Last month, Coyle (73) announced he was taking some time off from his weekday show on Radio Foyle.
The BBC confirmed on Friday, April 24 he will return to his 3pm show on Monday, April 27, and will be broadcasting from his living room.
Speaking on BBC Radio Foyle’s Breakfast Show on Friday morning, he said: “I’m looking forward to it. It’s business as usual on BBC Radio Foyle from just after the 3pm news. I want to hear the stories, what people have been doing.
“People need another friend in the corner of the room, someone to talk to, and hopefully Radio Foyle is that friend.”
Last August, Mr Coyle's popular mid-morning Radio Foyle and Radio Ulster programme was axed amid a shake up to the schedule.
The slot was then taken over by the late Stephen Clements.
News of Coyle's show being cancelled was met with massive fan backlash and an online petition was started urging the BBC to reinstate him.
It quickly attracted over 7,000 signatures and a host of leading names including SDLP leader Colum Eastwood and Derry Girls creator Lisa McGee expressing their sadness at the show's cancellation.
Coyle's show had been cancelled in the same week as the fifth anniversary of his long-time on air partner Gerry Anderson's death.
He announced his immediate departure from the BBC in an emotional address live on air after being told he did not fit in the station's plans.
The popular host told listeners that "he did not want to go", but had been left with no choice by BBC management.
However, in September 2019 it was announced that he would return to present a new daily show on Radio Foyle, which would be on the air until spring 2020.

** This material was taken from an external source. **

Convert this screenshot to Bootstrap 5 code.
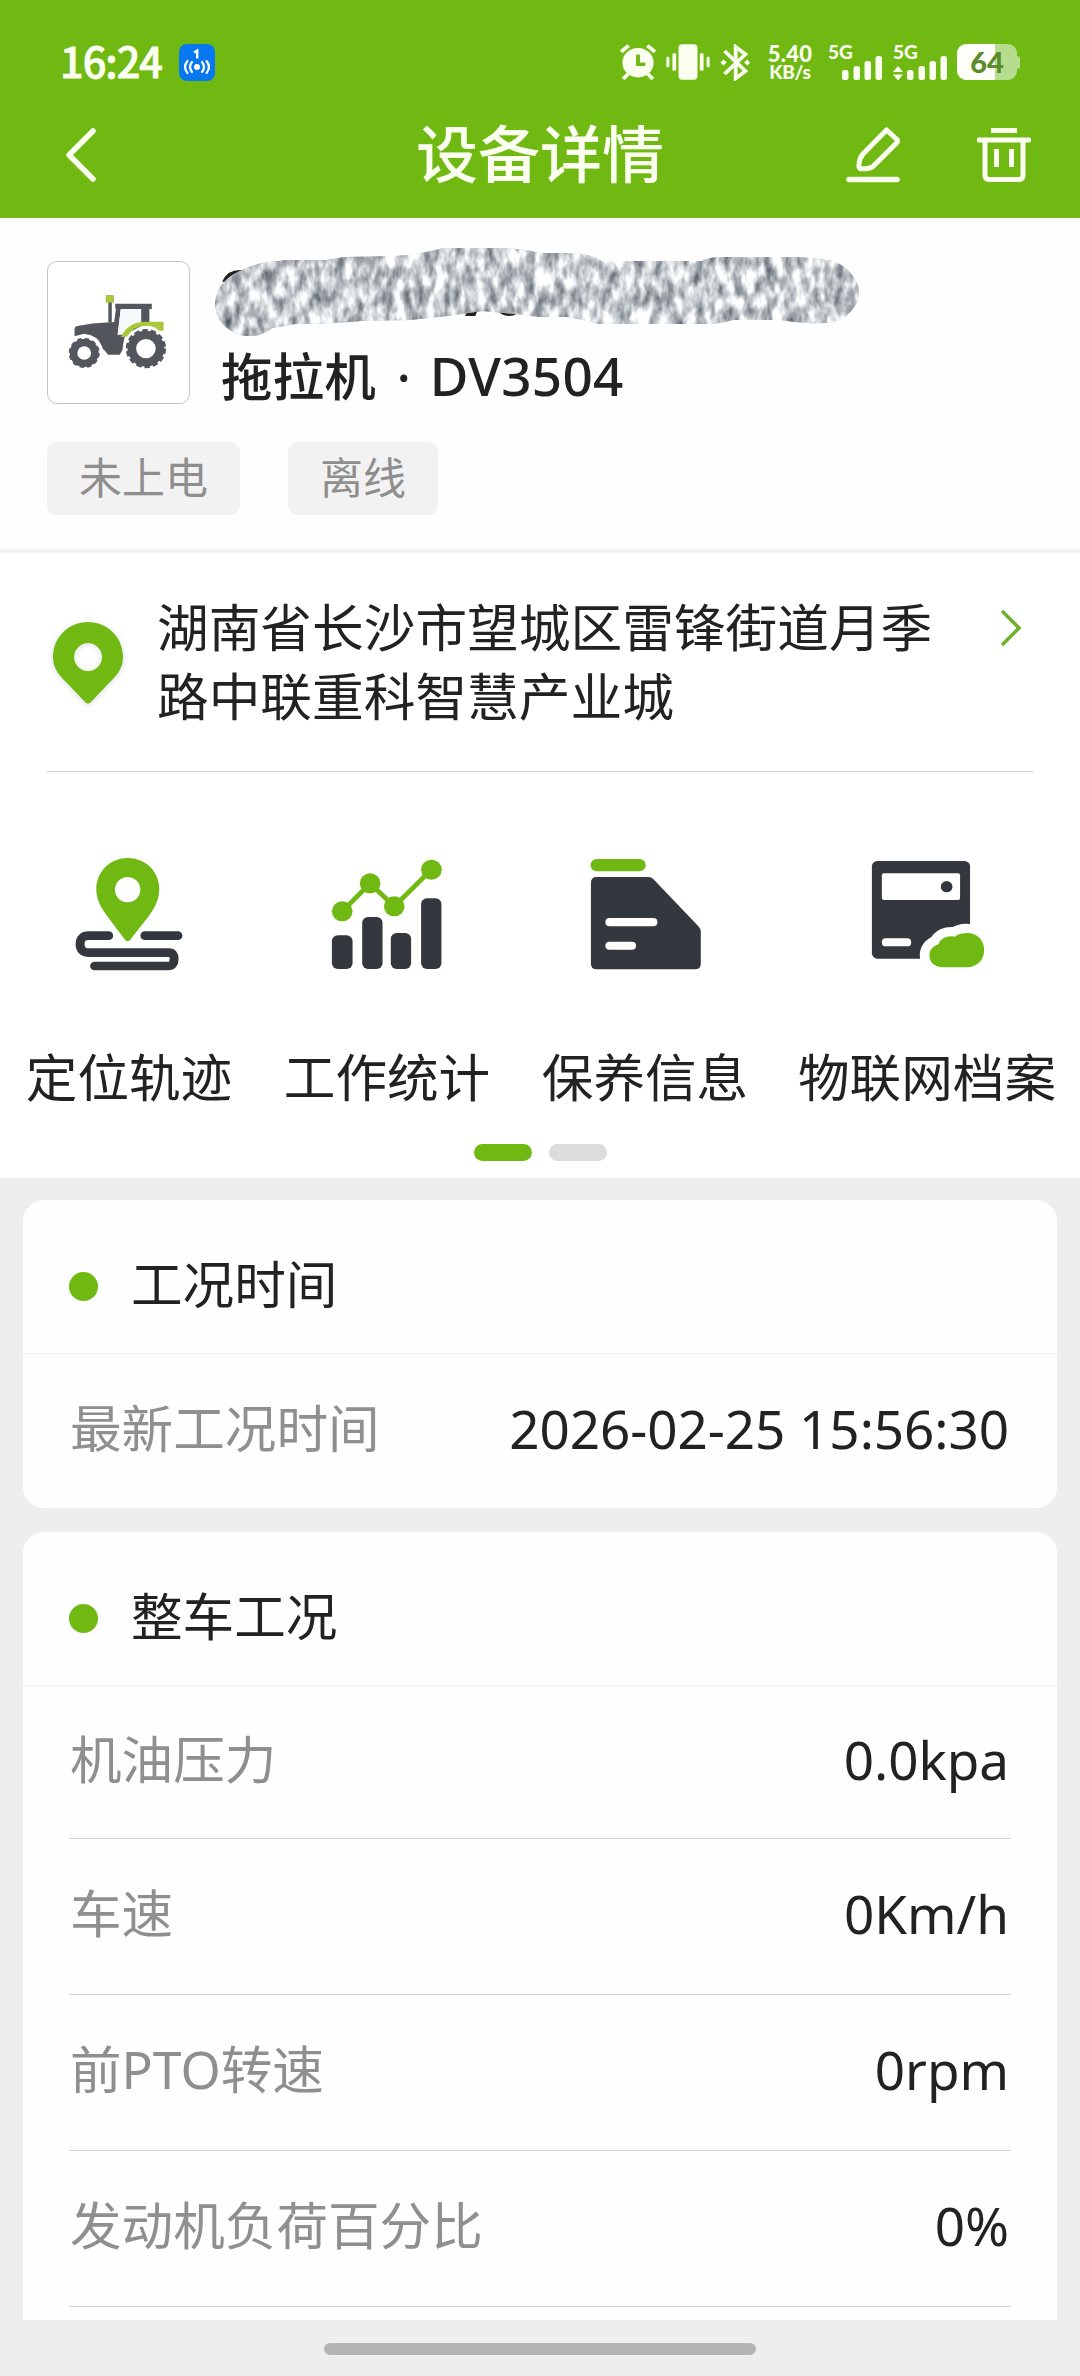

Coyle has been a fixture on the airwaves of BBC Radio Ulster for more than 35 years, first alongside Gerry Anderson, and then with his own show after his friend's death in 2014.
The show aired from 10.30am to noon every weekday and was the third most listened-to radio show on Radio Ulster.
A BBC spokesperson added: “Sean announced he was going into self-isolation back in mid-March and he’s now ready to return to his usual time of 3pm on BBC Radio Foyle and, in accordance with government advice, he’ll be at home, presenting his programme from there.”